>The State of Drupal: Building the Future
This past weekend we updated our site to Drupal 4.6.1, which institutes some minor functionality and security fixes.
In addition, returning visitors will have noticed that we redesigned our website. Those keeping track will note that this is the second major redesign since we launched pingV.com. We do what we can when we can. It's hard to find the time, though, when client work keeps things busy.
What I find especially frustrating, though, is how Microsoft forces me to spend so much time pampering their software. Yes, I'm talking about Internet Explorer, the iconoclastic web browser that refuses to acknowledge web standards.
How much online productivity is lost trying to get websites to look and function properly on Internet Explorer?
That would be an interesting question to explore.

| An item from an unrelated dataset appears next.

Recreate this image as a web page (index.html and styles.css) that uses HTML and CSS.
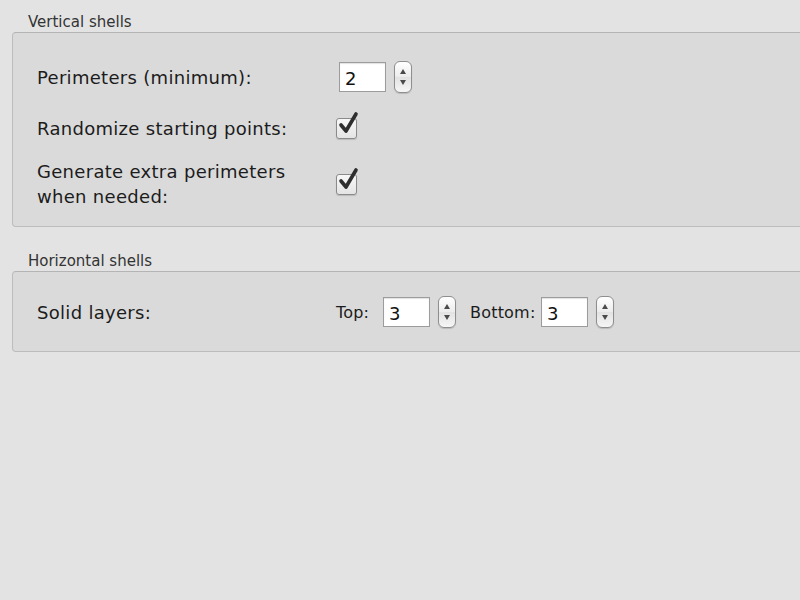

Talk to just about any web designer, and they will tell you that, for every 100 hours they spend on design, 50-60 hours are dedicated to actual design, and the rest is devoted to creating xhtml and CSS hacks to get it to work on Internet Explorer.
The problem we as web developers face is that Internet Explorer has the dominant market share for web browsers worldwide, thanks to Microsoft's practice of forcing computer manufacturers to bundle Internet Explorer with Windows operating systems. I mean, let's face it: If people had to download Internet Explorer, as they have to in order to use Firefox, Opera, etc., IE would be a minor player indeed in the browser world. And my feeling is that efficiency, productivity and growth in internet-based business and communications would grow at rates far greater than they do today.

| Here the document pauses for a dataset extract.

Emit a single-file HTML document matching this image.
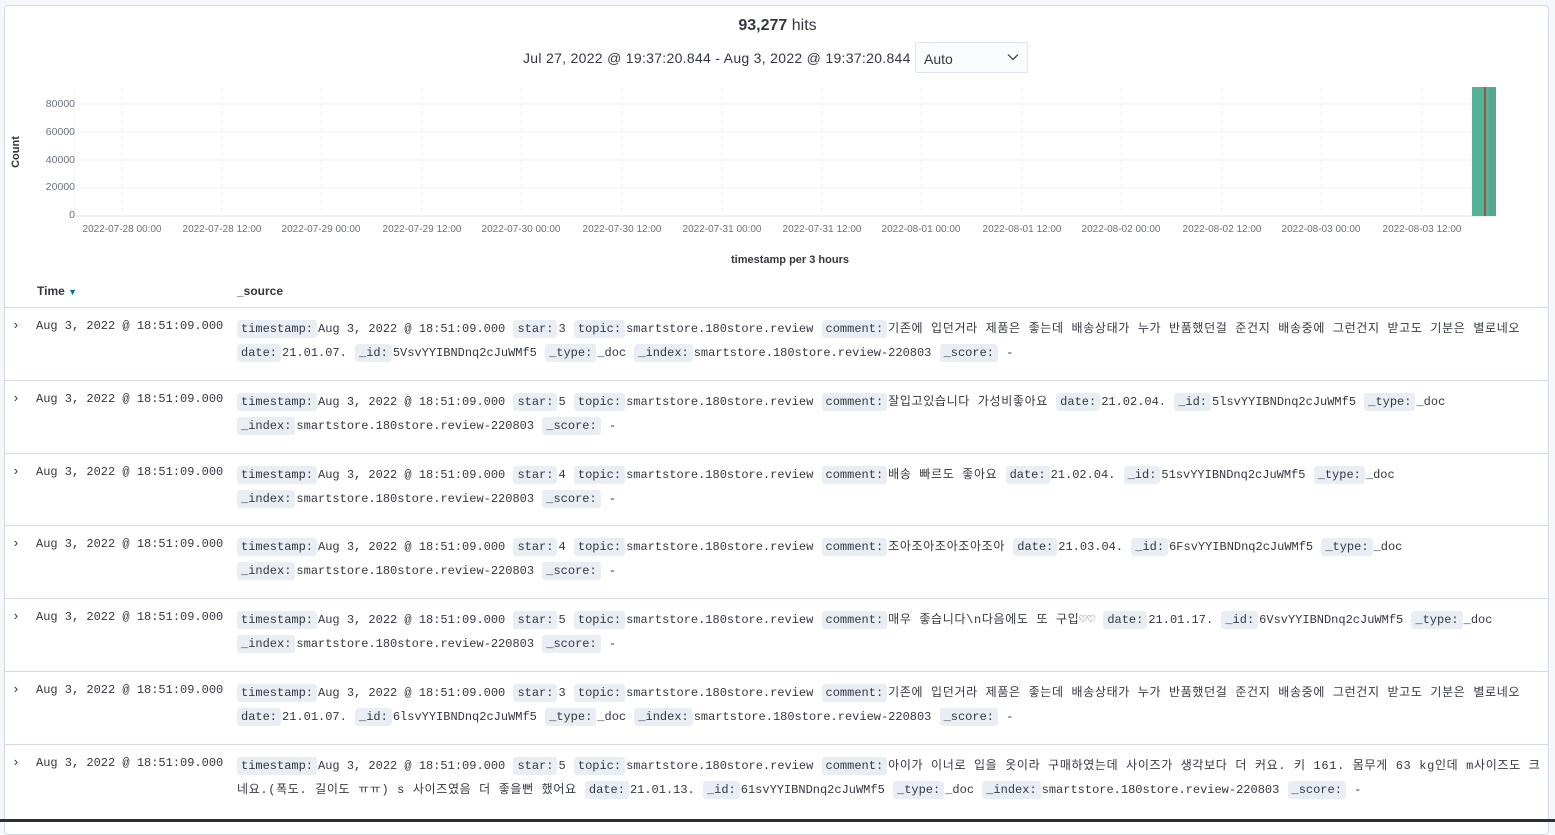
<!DOCTYPE html>
<html><head><meta charset="utf-8"><style>
*{margin:0;padding:0;box-sizing:border-box}
body{width:1555px;height:822px;background:#f5f7fa;position:relative;overflow:hidden;font-family:"Liberation Sans","Noto Sans CJK KR",sans-serif;color:#343741}
.panel{position:absolute;left:4px;top:5px;width:1545px;height:830px;background:#fff;border:1px solid #d3dae6;border-radius:4px}
.abs{position:absolute}
.mono{font-family:"Liberation Mono","DejaVu Sans Mono","Noto Sans CJK KR",monospace;font-size:12px;color:#343741}
.row{position:absolute;left:0;width:1545px;border-top:1px solid #d3dae6;height:73px}
.row .chev{position:absolute;left:8px;top:10px;font-size:13px;color:#343741}
.row .t{position:absolute;left:32px;top:11px;white-space:nowrap}
.row .s{position:absolute;left:233px;top:9px;line-height:24px;white-space:nowrap}
.k{background:#e9eef5;border-radius:3px;padding:2px 4px;margin-right:1px}
.v{margin-right:1px}
.c{letter-spacing:0.65px}
.yl{position:absolute;right:1480px;font-size:10.5px;color:#69707d;text-align:right}
.xl{position:absolute;top:224px;font-size:10px;color:#69707d;white-space:nowrap;transform:translateX(-50%)}
</style></head><body>
<div class="panel"></div>
<div class="abs" style="left:0;width:1555px;top:17px;text-align:center;font-size:16px"><b>93,277</b> hits</div>
<div class="abs" style="left:523px;top:50px;font-size:14px;letter-spacing:0.3px">Jul 27, 2022 @ 19:37:20.844 - Aug 3, 2022 @ 19:37:20.844</div>
<div class="abs" style="left:915px;top:42px;width:113px;height:31px;border:1px solid #e0e5ee;background:#fbfcfd;border-radius:2px;font-size:14px;padding:8px 0 0 8px">Auto
<svg style="position:absolute;right:8px;top:10px" width="12" height="8" viewBox="0 0 12 8"><path d="M1 1.5 6 6.5 11 1.5" fill="none" stroke="#343741" stroke-width="1.2"/></svg></div>
<div class="abs" style="left:10px;transform:rotate(-90deg);transform-origin:0 0;font-size:11px;font-weight:bold;width:60px;text-align:center;top:182px">Count</div>
<svg class="abs" style="left:0;top:0" width="1555" height="240">
<g stroke="#eef0f3" stroke-width="1">
<line x1="80" y1="104" x2="1495" y2="104"/><line x1="80" y1="132" x2="1495" y2="132"/><line x1="80" y1="160" x2="1495" y2="160"/><line x1="80" y1="188" x2="1495" y2="188"/>
</g>
<g stroke="#eef0f3" stroke-dasharray="4,4">
<line x1="122" y1="88" x2="122" y2="215"/><line x1="222" y1="88" x2="222" y2="215"/><line x1="321" y1="88" x2="321" y2="215"/><line x1="422" y1="88" x2="422" y2="215"/><line x1="521" y1="88" x2="521" y2="215"/><line x1="622" y1="88" x2="622" y2="215"/><line x1="722" y1="88" x2="722" y2="215"/><line x1="822" y1="88" x2="822" y2="215"/><line x1="921" y1="88" x2="921" y2="215"/><line x1="1022" y1="88" x2="1022" y2="215"/><line x1="1121" y1="88" x2="1121" y2="215"/><line x1="1222" y1="88" x2="1222" y2="215"/><line x1="1321" y1="88" x2="1321" y2="215"/><line x1="1422" y1="88" x2="1422" y2="215"/>
</g>
<line x1="74" y1="88" x2="74" y2="216" stroke="#eef0f3"/>
<line x1="74" y1="216" x2="1495" y2="216" stroke="#eef0f3" stroke-width="2"/>
<rect x="1472" y="87" width="24" height="129" fill="#54b399"/>
<rect x="1489" y="87" width="7" height="129" fill="#5aa58f"/>
<rect x="1484" y="87" width="2" height="129" fill="#a0524a"/>
</svg>
<div class="yl" style="top:98px">80000</div><div class="yl" style="top:126px">60000</div><div class="yl" style="top:154px">40000</div><div class="yl" style="top:181px">20000</div><div class="yl" style="top:209px">0</div>
<div class="xl" style="left:122px">2022-07-28 00:00</div><div class="xl" style="left:222px">2022-07-28 12:00</div><div class="xl" style="left:321px">2022-07-29 00:00</div><div class="xl" style="left:422px">2022-07-29 12:00</div><div class="xl" style="left:521px">2022-07-30 00:00</div><div class="xl" style="left:622px">2022-07-30 12:00</div><div class="xl" style="left:722px">2022-07-31 00:00</div><div class="xl" style="left:822px">2022-07-31 12:00</div><div class="xl" style="left:921px">2022-08-01 00:00</div><div class="xl" style="left:1022px">2022-08-01 12:00</div><div class="xl" style="left:1121px">2022-08-02 00:00</div><div class="xl" style="left:1222px">2022-08-02 12:00</div><div class="xl" style="left:1321px">2022-08-03 00:00</div><div class="xl" style="left:1422px">2022-08-03 12:00</div>
<div class="abs" style="left:0;width:1580px;top:254px;text-align:center;font-size:11px;font-weight:bold">timestamp per 3 hours</div>
<div class="abs" style="left:37px;top:284px;font-size:12px;font-weight:bold">Time <span style="color:#006bb4;font-size:9px">▼</span></div>
<div class="abs" style="left:237px;top:284px;font-size:12px;font-weight:bold">_source</div>

<div class="abs" style="left:4px;top:0;width:1545px;height:822px">
<div class="row mono" style="top:307px"><span class="chev">›</span><span class="t">Aug 3, 2022 @ 18:51:09.000</span><div class="s">
<span class="k">timestamp:</span><span class="v">Aug 3, 2022 @ 18:51:09.000</span> <span class="k">star:</span><span class="v">3</span> <span class="k">topic:</span><span class="v">smartstore.180store.review</span> <span class="k">comment:</span><span class="v c">기존에 입던거라 제품은 좋는데 배송상태가 누가 반품했던걸 준건지 배송중에 그런건지 받고도 기분은 별로네오</span><br>
<span class="k">date:</span><span class="v">21.01.07.</span> <span class="k">_id:</span><span class="v">5VsvYYIBNDnq2cJuWMf5</span> <span class="k">_type:</span><span class="v">_doc</span> <span class="k">_index:</span><span class="v">smartstore.180store.review-220803</span> <span class="k">_score:</span><span class="v"> -</span></div></div>

<div class="row mono" style="top:380px"><span class="chev">›</span><span class="t">Aug 3, 2022 @ 18:51:09.000</span><div class="s">
<span class="k">timestamp:</span><span class="v">Aug 3, 2022 @ 18:51:09.000</span> <span class="k">star:</span><span class="v">5</span> <span class="k">topic:</span><span class="v">smartstore.180store.review</span> <span class="k">comment:</span><span class="v c">잘입고있습니다 가성비좋아요</span> <span class="k">date:</span><span class="v">21.02.04.</span> <span class="k">_id:</span><span class="v">5lsvYYIBNDnq2cJuWMf5</span> <span class="k">_type:</span><span class="v">_doc</span><br>
<span class="k">_index:</span><span class="v">smartstore.180store.review-220803</span> <span class="k">_score:</span><span class="v"> -</span></div></div>

<div class="row mono" style="top:453px"><span class="chev">›</span><span class="t">Aug 3, 2022 @ 18:51:09.000</span><div class="s">
<span class="k">timestamp:</span><span class="v">Aug 3, 2022 @ 18:51:09.000</span> <span class="k">star:</span><span class="v">4</span> <span class="k">topic:</span><span class="v">smartstore.180store.review</span> <span class="k">comment:</span><span class="v c">배송 빠르도 좋아요</span> <span class="k">date:</span><span class="v">21.02.04.</span> <span class="k">_id:</span><span class="v">51svYYIBNDnq2cJuWMf5</span> <span class="k">_type:</span><span class="v">_doc</span><br>
<span class="k">_index:</span><span class="v">smartstore.180store.review-220803</span> <span class="k">_score:</span><span class="v"> -</span></div></div>

<div class="row mono" style="top:525px"><span class="chev">›</span><span class="t">Aug 3, 2022 @ 18:51:09.000</span><div class="s">
<span class="k">timestamp:</span><span class="v">Aug 3, 2022 @ 18:51:09.000</span> <span class="k">star:</span><span class="v">4</span> <span class="k">topic:</span><span class="v">smartstore.180store.review</span> <span class="k">comment:</span><span class="v c">조아조아조아조아조아</span> <span class="k">date:</span><span class="v">21.03.04.</span> <span class="k">_id:</span><span class="v">6FsvYYIBNDnq2cJuWMf5</span> <span class="k">_type:</span><span class="v">_doc</span><br>
<span class="k">_index:</span><span class="v">smartstore.180store.review-220803</span> <span class="k">_score:</span><span class="v"> -</span></div></div>

<div class="row mono" style="top:598px"><span class="chev">›</span><span class="t">Aug 3, 2022 @ 18:51:09.000</span><div class="s">
<span class="k">timestamp:</span><span class="v">Aug 3, 2022 @ 18:51:09.000</span> <span class="k">star:</span><span class="v">5</span> <span class="k">topic:</span><span class="v">smartstore.180store.review</span> <span class="k">comment:</span><span class="v c">매우 좋습니다\n다음에도 또 구입♡♡</span> <span class="k">date:</span><span class="v">21.01.17.</span> <span class="k">_id:</span><span class="v">6VsvYYIBNDnq2cJuWMf5</span> <span class="k">_type:</span><span class="v">_doc</span><br>
<span class="k">_index:</span><span class="v">smartstore.180store.review-220803</span> <span class="k">_score:</span><span class="v"> -</span></div></div>

<div class="row mono" style="top:671px"><span class="chev">›</span><span class="t">Aug 3, 2022 @ 18:51:09.000</span><div class="s">
<span class="k">timestamp:</span><span class="v">Aug 3, 2022 @ 18:51:09.000</span> <span class="k">star:</span><span class="v">3</span> <span class="k">topic:</span><span class="v">smartstore.180store.review</span> <span class="k">comment:</span><span class="v c">기존에 입던거라 제품은 좋는데 배송상태가 누가 반품했던걸 준건지 배송중에 그런건지 받고도 기분은 별로네오</span><br>
<span class="k">date:</span><span class="v">21.01.07.</span> <span class="k">_id:</span><span class="v">6lsvYYIBNDnq2cJuWMf5</span> <span class="k">_type:</span><span class="v">_doc</span> <span class="k">_index:</span><span class="v">smartstore.180store.review-220803</span> <span class="k">_score:</span><span class="v"> -</span></div></div>

<div class="row mono" style="top:744px"><span class="chev">›</span><span class="t">Aug 3, 2022 @ 18:51:09.000</span><div class="s">
<span class="k">timestamp:</span><span class="v">Aug 3, 2022 @ 18:51:09.000</span> <span class="k">star:</span><span class="v">5</span> <span class="k">topic:</span><span class="v">smartstore.180store.review</span> <span class="k">comment:</span><span class="v c">아이가 이너로 입을 옷이라 구매하였는데 사이즈가 생각보다 더 커요. 키 161. 몸무게 63 kg인데 m사이즈도 크</span><br>
<span class="v c">네요.(폭도. 길이도 ㅠㅠ) s 사이즈였음 더 좋을뻔 했어요</span> <span class="k">date:</span><span class="v">21.01.13.</span> <span class="k">_id:</span><span class="v">61svYYIBNDnq2cJuWMf5</span> <span class="k">_type:</span><span class="v">_doc</span> <span class="k">_index:</span><span class="v">smartstore.180store.review-220803</span> <span class="k">_score:</span><span class="v"> -</span></div></div>
</div>
<div class="abs" style="left:0;top:819px;width:1555px;height:3px;background:#2b2f36"></div>
</body></html>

Don't get me wrong. I'm not an "evil empire" rhetoritician. I use Microsoft-powered computers for various applications, and find some of their releases to be quite stable. (My Windows NT-based workstations are as rock solid as any PC or Mac I've owned or used.) But when it comes to browsers, and measuring up to worldwide web standards, Microsoft falls short.
They're promising to fix a lot of these bugs and design flaws in Internet Explorer 7, whose release was pushed way up to summer 2005. Let's hope so. I'd rather be designing than carrying water for Bill Gates.